> [DIRECTIVE]: What is the number of lines in the entries that include the word "styles"? Respond with the number only.
***** THE INPUT
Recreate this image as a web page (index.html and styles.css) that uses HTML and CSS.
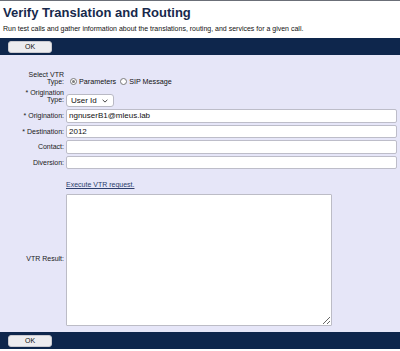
**********
***** THE INPUT
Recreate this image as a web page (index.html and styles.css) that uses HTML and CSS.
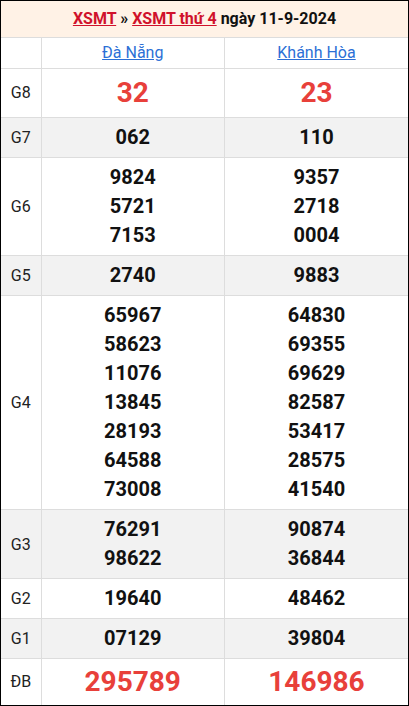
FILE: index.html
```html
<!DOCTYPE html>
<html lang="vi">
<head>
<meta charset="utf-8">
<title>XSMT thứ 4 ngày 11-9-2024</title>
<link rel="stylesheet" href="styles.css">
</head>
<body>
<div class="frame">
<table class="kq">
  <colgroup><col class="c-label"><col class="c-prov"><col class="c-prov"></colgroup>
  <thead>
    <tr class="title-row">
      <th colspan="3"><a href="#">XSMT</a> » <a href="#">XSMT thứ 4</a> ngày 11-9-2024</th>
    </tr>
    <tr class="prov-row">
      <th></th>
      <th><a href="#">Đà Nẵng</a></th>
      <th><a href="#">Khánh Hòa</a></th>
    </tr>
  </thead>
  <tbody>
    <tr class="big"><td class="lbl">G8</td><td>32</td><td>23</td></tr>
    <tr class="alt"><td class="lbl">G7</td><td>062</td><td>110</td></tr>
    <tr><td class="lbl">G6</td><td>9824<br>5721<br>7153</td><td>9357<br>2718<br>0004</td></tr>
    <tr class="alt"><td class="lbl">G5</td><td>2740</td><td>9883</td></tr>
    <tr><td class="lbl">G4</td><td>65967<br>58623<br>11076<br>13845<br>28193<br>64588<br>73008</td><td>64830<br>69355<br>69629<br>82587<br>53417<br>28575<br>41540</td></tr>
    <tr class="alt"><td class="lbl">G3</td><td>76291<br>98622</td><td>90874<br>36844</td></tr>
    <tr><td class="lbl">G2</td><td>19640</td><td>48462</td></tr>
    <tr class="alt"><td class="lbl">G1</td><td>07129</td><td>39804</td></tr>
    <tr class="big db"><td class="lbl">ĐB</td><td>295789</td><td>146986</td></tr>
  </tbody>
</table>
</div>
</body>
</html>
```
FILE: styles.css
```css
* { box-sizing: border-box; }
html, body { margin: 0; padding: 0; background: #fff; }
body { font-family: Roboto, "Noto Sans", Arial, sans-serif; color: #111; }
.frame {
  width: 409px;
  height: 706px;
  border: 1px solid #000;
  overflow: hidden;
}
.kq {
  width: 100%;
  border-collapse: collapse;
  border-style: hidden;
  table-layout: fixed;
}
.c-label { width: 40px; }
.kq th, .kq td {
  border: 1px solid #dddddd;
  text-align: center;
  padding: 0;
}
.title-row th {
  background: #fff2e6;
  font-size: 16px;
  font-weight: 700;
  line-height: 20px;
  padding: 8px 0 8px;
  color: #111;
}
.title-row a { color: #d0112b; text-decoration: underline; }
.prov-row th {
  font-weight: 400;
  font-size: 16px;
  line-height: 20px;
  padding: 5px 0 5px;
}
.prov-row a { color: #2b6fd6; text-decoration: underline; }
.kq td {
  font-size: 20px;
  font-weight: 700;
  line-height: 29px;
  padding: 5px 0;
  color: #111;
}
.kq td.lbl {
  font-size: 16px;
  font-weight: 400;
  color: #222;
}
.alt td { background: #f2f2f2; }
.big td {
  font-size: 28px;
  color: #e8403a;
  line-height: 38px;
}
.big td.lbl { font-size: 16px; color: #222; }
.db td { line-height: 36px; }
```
**********
> [CORRECT RESPONSE]: 4